Ensuite, mais ensuite seulement, j’ai pu me poser en vérité la question de mon avenir concret de chrétien. A 23 ans, avant que l’Officialité déclare non valide mon mariage, je me suis demandé si j’attendrais le reste de ma vie dans la fidélité ou si je me remarierais.

 

Je suppose que vous pensez que je me suis cru confronté à deux choix : « Vivre pendant 50 ans le martyre d’une vocation de fidélité envers une femme partie depuis longtemps ou être excommunié. »

Permettez-moi de vous détromper. Jamais je n’ai cru cela car ce n’était absolument pas ce que je lisais dans les quatre évangiles, comme dans la pensée profonde des docteurs mystiques (Thérèse d’Avila, Thomas d’Aquin) ou du magistère de l’Eglise.

1° Il y avait d’un côté un appel du Christ à imiter dans la fidélité l’amour qui a motivé sa venue sur terre : « il est mort pour nous alors que nous ne l’aimions pas. » Je comprenais parfaitement que ce premier choix était la préférence du Christ mais qu’il était humainement impossible. Il était lié à une grâce surnaturelle.

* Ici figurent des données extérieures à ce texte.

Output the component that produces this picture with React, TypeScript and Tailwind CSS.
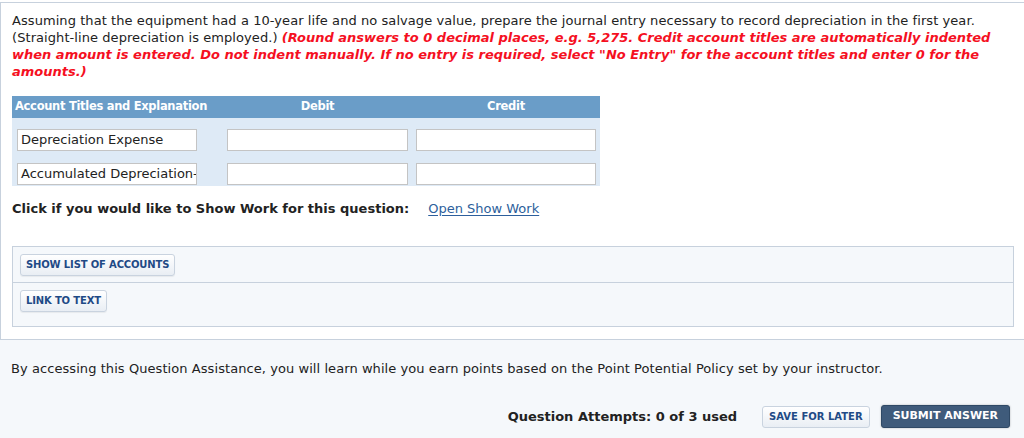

2° L’autre choix était celui de l’humilité : si je me remariais, je ne pourrais plus communier à l’Eglise mais j’entrerais dans une autre forme de communion, à savoir la spiritualité du publicain décrite par Jésus en Luc 18, 13 : « Le publicain, se tenant à distance dans la synagogue, n'osait même pas lever les yeux au ciel, mais il se frappait la poitrine, en disant: Mon Dieu, aie pitié.» Je pensais que, si je me remariais, j’irais toute ma vie à l’Eglise, sans communier et que je dirais à Jésus : « Je sais à quoi tu m’appelais. Ais pitié de moi, je n’ai pas pu  rester seul. » Je savais aussi que, de cette manière, ce serait une vraie communion au Christ. Cela m’étais promis par Jésus puisqu’il ajoutait dans le même texte : « Le publicain, je vous le dis, descendit chez lui justifié. Car tout homme qui s'élève sera abaissé, mais celui qui s'abaisse sera élevé. »

Bref, deux voies de sainteté se présentaient à moi : celle de l’amour vécu comme le veut Jésus, ou celle de l’humilité qui plait aussi à Jésus.

 

Chers amis prêtres, depuis cette époque, j’ai été souvent amené à aider des divorcés « actifs ou passifs » face à cette situation de remariage. Ils en ressortaient toujours pacifiés, aussi bien face à Jésus que face à la discipline de l’Eglise. Car en fin de compte, ce qui est important dans tout cela, c’est l’humilité et l’amour qui seuls, comme deux affectionnés, conduisent à la Vie éternelle.

 

J’espère que ce plaidoyer aura amené une pierre de plus à votre réflexion. Je sais à quel point, concrètement, il est dur au plan pastoral d’emmener les chrétiens à préférer l’humilité et l’amour au fait de communier sacramentellement s’ils ne le peuvent plus. C’est pourtant, me semble-t-il, le vrai travail des serviteurs du Christ. Car ce qui compte avant tout, ce n’est pas d’avoir communié durant sa vie mais d’avoir été en communion avec lui. Soyez assuré de mon affection."